E venerdì, e sabato, che cosa succederà? Più che di paura, l’attesa si carica di scetticismo: “In Albania, è facile fare scendere la gente in piazza”, dice un giovane, che si ricorda di avere già partecipato, sulle spalle del padre, quand’era piccino, ai cortei contro il regime comunista. “Noi albanesi –prosegue-, appena possiamo, protestiamo, contro Berisha e poi contro i socialisti e poi di nuovo contro Berisha”. Ma, alla fine, “le proteste non lasciano il segno: al potere, ci sono sempre gli stessi, sempre corrotti”.

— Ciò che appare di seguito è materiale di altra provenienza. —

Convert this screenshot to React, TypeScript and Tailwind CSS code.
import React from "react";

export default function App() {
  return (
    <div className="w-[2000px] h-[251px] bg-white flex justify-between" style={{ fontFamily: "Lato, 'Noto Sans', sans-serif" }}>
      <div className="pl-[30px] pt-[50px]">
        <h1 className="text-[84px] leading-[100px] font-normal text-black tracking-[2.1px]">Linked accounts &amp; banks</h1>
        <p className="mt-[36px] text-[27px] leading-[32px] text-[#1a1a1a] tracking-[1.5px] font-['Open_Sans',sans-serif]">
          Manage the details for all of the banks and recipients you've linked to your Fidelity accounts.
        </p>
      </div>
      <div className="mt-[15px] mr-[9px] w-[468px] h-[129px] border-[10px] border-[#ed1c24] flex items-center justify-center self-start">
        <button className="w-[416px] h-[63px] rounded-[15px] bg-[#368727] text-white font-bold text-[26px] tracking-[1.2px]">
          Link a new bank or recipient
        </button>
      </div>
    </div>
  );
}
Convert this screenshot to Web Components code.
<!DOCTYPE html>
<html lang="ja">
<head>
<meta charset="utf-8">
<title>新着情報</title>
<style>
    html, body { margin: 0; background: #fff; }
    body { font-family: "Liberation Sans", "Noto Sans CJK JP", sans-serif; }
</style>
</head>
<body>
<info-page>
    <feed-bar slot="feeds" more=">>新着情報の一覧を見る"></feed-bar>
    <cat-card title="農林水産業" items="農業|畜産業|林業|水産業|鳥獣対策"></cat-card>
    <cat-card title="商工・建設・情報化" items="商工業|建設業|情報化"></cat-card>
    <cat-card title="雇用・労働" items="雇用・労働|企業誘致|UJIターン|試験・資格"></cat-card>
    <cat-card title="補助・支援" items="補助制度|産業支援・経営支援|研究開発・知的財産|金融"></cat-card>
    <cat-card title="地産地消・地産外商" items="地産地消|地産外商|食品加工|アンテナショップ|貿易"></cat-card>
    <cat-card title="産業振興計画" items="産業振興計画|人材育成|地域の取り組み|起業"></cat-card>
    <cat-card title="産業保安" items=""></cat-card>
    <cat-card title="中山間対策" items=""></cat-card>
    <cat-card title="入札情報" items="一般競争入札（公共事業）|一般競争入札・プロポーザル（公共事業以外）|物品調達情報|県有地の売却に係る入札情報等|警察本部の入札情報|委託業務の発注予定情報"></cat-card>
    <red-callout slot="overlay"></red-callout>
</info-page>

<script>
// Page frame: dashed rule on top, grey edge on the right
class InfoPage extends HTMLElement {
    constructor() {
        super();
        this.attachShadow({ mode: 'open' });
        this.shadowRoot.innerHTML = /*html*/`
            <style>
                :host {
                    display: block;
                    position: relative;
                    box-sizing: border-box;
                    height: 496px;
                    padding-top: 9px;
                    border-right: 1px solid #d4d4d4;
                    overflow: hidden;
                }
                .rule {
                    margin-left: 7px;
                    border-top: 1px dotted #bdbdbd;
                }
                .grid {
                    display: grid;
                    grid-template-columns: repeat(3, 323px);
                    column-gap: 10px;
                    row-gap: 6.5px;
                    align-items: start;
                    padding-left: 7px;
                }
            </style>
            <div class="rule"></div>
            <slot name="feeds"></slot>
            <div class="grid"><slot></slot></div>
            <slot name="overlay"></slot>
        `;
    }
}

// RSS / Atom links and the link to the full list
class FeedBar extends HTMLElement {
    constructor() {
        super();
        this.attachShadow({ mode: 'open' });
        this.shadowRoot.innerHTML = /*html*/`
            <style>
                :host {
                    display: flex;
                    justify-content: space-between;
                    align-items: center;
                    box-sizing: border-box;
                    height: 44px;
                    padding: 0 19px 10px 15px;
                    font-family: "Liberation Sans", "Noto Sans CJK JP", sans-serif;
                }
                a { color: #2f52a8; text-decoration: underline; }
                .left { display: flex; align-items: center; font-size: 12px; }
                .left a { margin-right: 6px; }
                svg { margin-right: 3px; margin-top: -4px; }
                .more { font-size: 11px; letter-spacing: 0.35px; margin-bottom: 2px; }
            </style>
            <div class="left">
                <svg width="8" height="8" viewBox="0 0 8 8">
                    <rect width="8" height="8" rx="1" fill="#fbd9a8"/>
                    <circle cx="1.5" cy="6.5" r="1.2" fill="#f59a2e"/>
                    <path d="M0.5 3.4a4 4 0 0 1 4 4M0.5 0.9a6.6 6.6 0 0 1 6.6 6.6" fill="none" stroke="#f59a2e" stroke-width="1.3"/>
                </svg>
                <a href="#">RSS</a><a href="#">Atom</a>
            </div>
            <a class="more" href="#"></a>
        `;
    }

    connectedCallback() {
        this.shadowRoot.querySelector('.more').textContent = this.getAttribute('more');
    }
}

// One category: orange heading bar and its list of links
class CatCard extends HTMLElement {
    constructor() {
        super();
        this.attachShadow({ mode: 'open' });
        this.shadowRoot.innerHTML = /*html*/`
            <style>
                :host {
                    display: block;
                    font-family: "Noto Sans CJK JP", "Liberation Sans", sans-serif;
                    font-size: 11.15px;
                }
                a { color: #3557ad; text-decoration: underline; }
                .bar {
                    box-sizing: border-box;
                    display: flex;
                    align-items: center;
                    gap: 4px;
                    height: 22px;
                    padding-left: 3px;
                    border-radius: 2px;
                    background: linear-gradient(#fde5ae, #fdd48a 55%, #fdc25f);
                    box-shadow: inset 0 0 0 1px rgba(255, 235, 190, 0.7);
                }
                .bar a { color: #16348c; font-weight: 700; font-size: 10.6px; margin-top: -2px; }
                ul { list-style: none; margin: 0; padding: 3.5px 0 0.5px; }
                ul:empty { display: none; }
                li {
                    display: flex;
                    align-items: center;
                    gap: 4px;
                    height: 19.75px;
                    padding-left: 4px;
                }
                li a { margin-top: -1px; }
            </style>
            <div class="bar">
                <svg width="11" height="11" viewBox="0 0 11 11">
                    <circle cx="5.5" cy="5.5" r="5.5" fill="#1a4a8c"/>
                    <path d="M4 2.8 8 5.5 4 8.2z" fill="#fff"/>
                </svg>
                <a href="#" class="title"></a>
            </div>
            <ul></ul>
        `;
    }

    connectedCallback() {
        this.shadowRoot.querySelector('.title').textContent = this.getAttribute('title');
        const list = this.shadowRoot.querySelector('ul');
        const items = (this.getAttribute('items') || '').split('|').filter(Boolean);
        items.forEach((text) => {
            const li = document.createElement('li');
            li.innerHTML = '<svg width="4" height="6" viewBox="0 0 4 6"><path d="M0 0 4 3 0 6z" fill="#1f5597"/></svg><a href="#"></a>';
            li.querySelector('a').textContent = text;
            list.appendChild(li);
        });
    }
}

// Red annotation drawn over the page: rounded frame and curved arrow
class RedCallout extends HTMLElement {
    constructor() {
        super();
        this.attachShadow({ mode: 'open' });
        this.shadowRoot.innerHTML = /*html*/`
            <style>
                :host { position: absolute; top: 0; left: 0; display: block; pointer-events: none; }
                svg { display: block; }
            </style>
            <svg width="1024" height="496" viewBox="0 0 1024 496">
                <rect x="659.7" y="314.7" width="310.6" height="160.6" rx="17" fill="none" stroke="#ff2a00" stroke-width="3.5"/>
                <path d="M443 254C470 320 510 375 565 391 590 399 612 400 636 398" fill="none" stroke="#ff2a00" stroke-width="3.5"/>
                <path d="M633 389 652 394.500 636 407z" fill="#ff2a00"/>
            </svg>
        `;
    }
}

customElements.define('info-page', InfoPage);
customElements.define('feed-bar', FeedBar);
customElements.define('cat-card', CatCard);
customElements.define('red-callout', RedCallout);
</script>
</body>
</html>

Se i ragazzi sono confusi, pronti a scornarsi tra di loro, un’insegnante ha le idee chiare. Denuncia l’eclissi dello stato di diritto dietro la decisione del governo di non fare rispettare l’ordine emanato dalla magistratura di arresto dei responsabili degli spari di venerdì, sei elementi della Guardia repubblicana: “E’ un colpo di mano –dice-, un colpo di Stato”. E lamenta la disattenzione, o il disinteresse, delle organizzazioni internazionali.

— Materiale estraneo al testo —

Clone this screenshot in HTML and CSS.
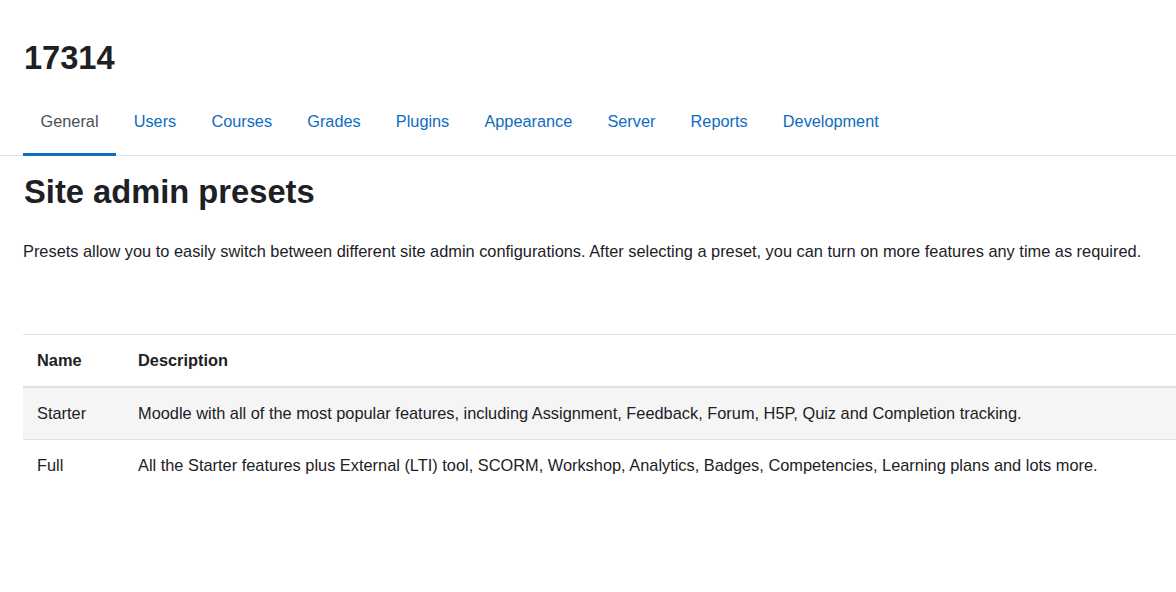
FILE: index.html
```html
<!DOCTYPE html>
<html lang="en">
<head>
    <meta charset="UTF-8">
    <meta name="viewport" content="width=device-width, initial-scale=1.0">
    <title>Site admin presets</title>
    <link rel="stylesheet" href="styles.css">
</head>
<body>
    <div class="page-header">
        <h1 class="site-title">17314</h1>
    </div>
    <nav class="tabs">
        <a class="tab active" href="#">General</a>
        <a class="tab" href="#">Users</a>
        <a class="tab" href="#">Courses</a>
        <a class="tab" href="#">Grades</a>
        <a class="tab" href="#">Plugins</a>
        <a class="tab" href="#">Appearance</a>
        <a class="tab" href="#">Server</a>
        <a class="tab" href="#">Reports</a>
        <a class="tab" href="#">Development</a>
    </nav>
    <div class="content">
        <h2 class="page-title">Site admin presets</h2>
        <p class="intro">Presets allow you to easily switch between different site admin configurations. After selecting a preset, you can turn on more features any time as required.</p>
        <table class="presets">
            <thead>
                <tr>
                    <th class="col-name">Name</th>
                    <th>Description</th>
                </tr>
            </thead>
            <tbody>
                <tr class="striped">
                    <td>Starter</td>
                    <td>Moodle with all of the most popular features, including Assignment, Feedback, Forum, H5P, Quiz and Completion tracking.</td>
                </tr>
                <tr>
                    <td>Full</td>
                    <td>All the Starter features plus External (LTI) tool, SCORM, Workshop, Analytics, Badges, Competencies, Learning plans and lots more.</td>
                </tr>
            </tbody>
        </table>
    </div>
</body>
</html>
```

FILE: styles.css
```css
body {
    margin: 0;
    font-family: "Liberation Sans", Arial, sans-serif;
    font-size: 16.37px;
    color: #1d2125;
    background: #fff;
}

.page-header {
    padding: 38px 0 0 24px;
}

.site-title {
    margin: 0;
    font-size: 32.6px;
    line-height: 40px;
    font-weight: bold;
}

.tabs {
    display: flex;
    margin-top: 25px;
    padding-left: 23px;
    border-bottom: 1px solid #dee2e6;
}

.tab {
    display: block;
    padding: 0 17.6px;
    height: 53px;
    line-height: 36px;
    font-size: 16.3px;
    color: #0f6cbf;
    text-decoration: none;
    margin-bottom: -1px;
    border-bottom: 3px solid transparent;
    box-sizing: border-box;
}

.tab.active {
    color: #495057;
    border-bottom-color: #0f6cbf;
}

.content {
    padding-left: 23px;
}

.page-title {
    margin: 16px 0 0 1px;
    font-size: 32.7px;
    line-height: 40px;
    font-weight: bold;
}

.intro {
    margin: 27px 0 0;
    line-height: 24px;
}

.presets {
    width: 100%;
    margin-top: 71px;
    border-collapse: collapse;
}

.presets th,
.presets td {
    text-align: left;
    padding: 0 14px;
    height: 51px;
    border-top: 1px solid #dee2e6;
}

.presets th {
    font-weight: bold;
    border-bottom: 2px solid #dee2e6;
}

.presets .col-name {
    width: 73px;
}

.presets tr.striped td {
    background: #f5f5f5;
}
```
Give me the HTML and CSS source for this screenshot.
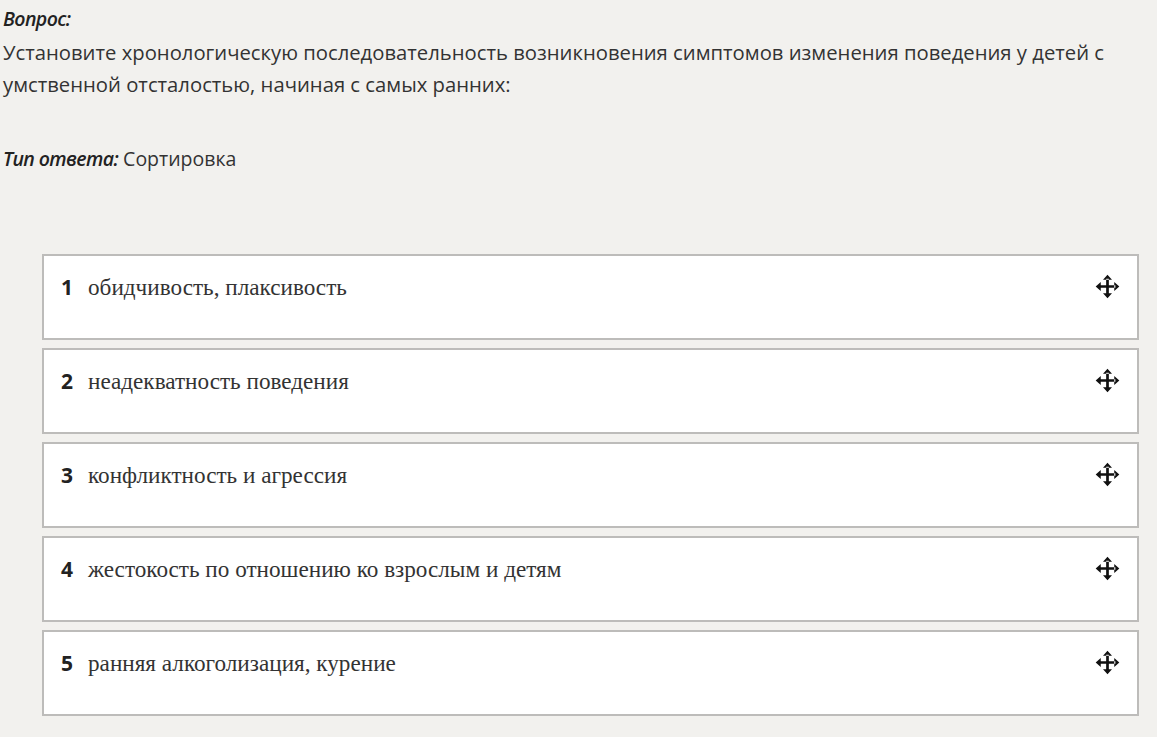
FILE: index.html
```html
<!DOCTYPE html>
<html lang="ru">
<head>
  <meta charset="UTF-8" />
  <title>Вопрос</title>
  <link rel="stylesheet" href="styles.css">
</head>
<body>

  <!-- Question -->
  <div class="question">
    <div class="label">Вопрос:</div>
    <div class="text">Установите хронологическую последовательность возникновения симптомов изменения поведения у детей с умственной отсталостью, начиная с самых ранних:</div>
  </div>

  <div class="answer-type"><span class="label">Тип ответа:</span> Сортировка</div>

  <!-- Sortable list -->
  <div class="sort-list">
    <div class="sort-item">
      <span class="num">1</span>
      <span class="item-text">обидчивость, плаксивость</span>
      <svg class="move" viewBox="0 0 24 24"><path d="M12 1.5l-4 4.5h8zM12 22.5l-4-4.5h8zM1.5 12l4.5-4v8zM22.5 12l-4.5-4v8zM10.8 5h2.4v14h-2.4zM5 10.8h14v2.4H5z"/></svg>
    </div>
    <div class="sort-item">
      <span class="num">2</span>
      <span class="item-text">неадекватность поведения</span>
      <svg class="move" viewBox="0 0 24 24"><path d="M12 1.5l-4 4.5h8zM12 22.5l-4-4.5h8zM1.5 12l4.5-4v8zM22.5 12l-4.5-4v8zM10.8 5h2.4v14h-2.4zM5 10.8h14v2.4H5z"/></svg>
    </div>
    <div class="sort-item">
      <span class="num">3</span>
      <span class="item-text">конфликтность и агрессия</span>
      <svg class="move" viewBox="0 0 24 24"><path d="M12 1.5l-4 4.5h8zM12 22.5l-4-4.5h8zM1.5 12l4.5-4v8zM22.5 12l-4.5-4v8zM10.8 5h2.4v14h-2.4zM5 10.8h14v2.4H5z"/></svg>
    </div>
    <div class="sort-item">
      <span class="num">4</span>
      <span class="item-text">жестокость по отношению ко взрослым и детям</span>
      <svg class="move" viewBox="0 0 24 24"><path d="M12 1.5l-4 4.5h8zM12 22.5l-4-4.5h8zM1.5 12l4.5-4v8zM22.5 12l-4.5-4v8zM10.8 5h2.4v14h-2.4zM5 10.8h14v2.4H5z"/></svg>
    </div>
    <div class="sort-item">
      <span class="num">5</span>
      <span class="item-text">ранняя алкоголизация, курение</span>
      <svg class="move" viewBox="0 0 24 24"><path d="M12 1.5l-4 4.5h8zM12 22.5l-4-4.5h8zM1.5 12l4.5-4v8zM22.5 12l-4.5-4v8zM10.8 5h2.4v14h-2.4zM5 10.8h14v2.4H5z"/></svg>
    </div>
  </div>

</body>
</html>
```

FILE: styles.css
```css
* { box-sizing: border-box; }

html, body {
  margin: 0;
  padding: 0;
  background: #f2f1ee;
  color: #333;
  font-family: 'Open Sans', sans-serif;
}

body {
  padding: 5px 0 0 3px;
}

.label {
  font-weight: 600;
  font-style: italic;
  color: #222;
  letter-spacing: -0.6px;
}

.question .label {
  font-size: 19.5px;
  line-height: 28px;
}

.question .text {
  font-size: 20.25px;
  line-height: 32px;
  padding-right: 40px;
  margin-top: 3px;
}

.answer-type {
  margin-top: 45px;
  font-size: 19.5px;
  line-height: 28px;
}

.sort-list {
  margin: 81px 18px 0 39px;
  display: flex;
  flex-direction: column;
  gap: 8px;
}

.sort-item {
  display: flex;
  align-items: flex-start;
  height: 86px;
  padding: 16px 16px 0 17px;
  background: #fff;
  border: 2px solid #bdbcba;
}

.num {
  font-weight: 700;
  font-size: 21px;
  line-height: 30px;
  color: #222;
  width: 27px;
}

.item-text {
  flex: 1;
  font-family: 'Liberation Serif', serif;
  font-size: 23.2px;
  line-height: 30px;
  color: #333;
}

.move {
  width: 27px;
  height: 27px;
  margin-top: 1px;
  fill: #111;
}
```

Che di Albania e di albanesi, in realtà, si occupano: con dichiarazioni, ma anche nei tribunali. E, ieri, c’è stato un consulto di ambasciatori a Tirana. Berisha, giovedì, sarà a Strasburgo, al Consiglio d’Europa: andrà a difendere il premier kosovaro Hashim Thaci dalle accuse di traffico d’organi, davanti alla Corte dei diritti dell’uomo. Rispetto alla violenza assassina di venerdì, il clima di questo lunedì sembra più essere quello di una guerra di parole, come se dietro le quinte si stia negoziando una via d’uscitad a questo intreccio di tensioni e rivendicazioni, che nasce dalle elezioni politiche contestate del 2009, ma che in realtà attraversano tutta la storia dell’Albania repubblicana post-comunista.

Berisha non vuole l’arresto delle Guardie che hanno sparato, nonostante vi siano filmati che ne provano la responsabilità. Ma il punto, chiaramente, non è questo (o, almeno, non è solo questo): l’opposizione sente che l’equilibrio del potere potrebbe cambiare di campo, il governo lo teme. E gli uni e gli altri, a parole, s’arroccano.